The section does not grant the circuit court jurisdiction to take evidence to supplement the record.

        Rule 81(a) of the West Virginia Rules of Civil Procedure states that the Rules of Civil Procedure apply only in limited circumstances during a circuit court's review of an administrative decision. The relevant portion of Rule 81(a) states: “[T]hese rules . . . apply in a trial court of record when any testimony is taken before the court in the judicial review of an order or decision rendered by an administrative agency.”See footnote 1 1

        Since W. Va. Code 29-6A-7 does not authorize a reviewing court to take new testimony in the appeal of a case such as the one presently before the Court, and since Rule 81(a) of the Rules of Civil Procedure provides that the Rules apply only when evidence is taken before a reviewing court in an administrative proceeding, the Court concludes that the circuit court had no authority under Rule 60(b) of the Rules of Civil Procedure to make a remand of Ms. Wilson's case.

        In view of all this, the Court does not believe that the circuit court erred in refusing to remand Ms.
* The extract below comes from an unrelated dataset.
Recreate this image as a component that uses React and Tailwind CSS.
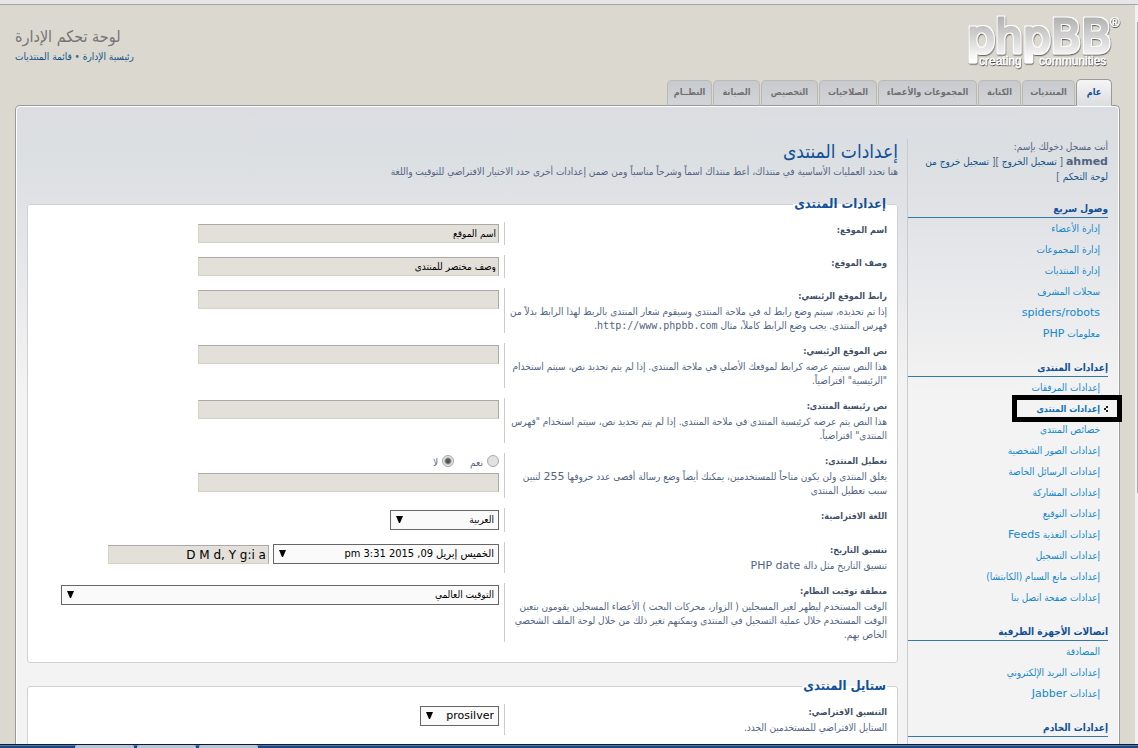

Wilson's case under Rule 60(b) for the taking of newly discovered evidence.

        The judgment of the Circuit Court of Marion County is, for the reasons stated, affirmed.

Affirmed.


Footnote: 1     1Rule 81(a) of the Rules of Civil Procedure states in its entirety:

         (a) To what proceedings applicable. _ (1) Review of decisions of magistrates and administrative agencies. _ When the appeal of a case has been granted or perfected, these rules apply, except that, in a case on appeal from a magistrate court, Rules 26 through 37 may not be used and no pleadings other than those used in the case in the magistrate court may be used except by order of the appellate court in the proceeding after the appeal has been granted or perfected. Likewise, these rules, where applicable, apply in a trial court of record when any testimony is taken before the court in the judicial review of an order or decision rendered by an administrative agency.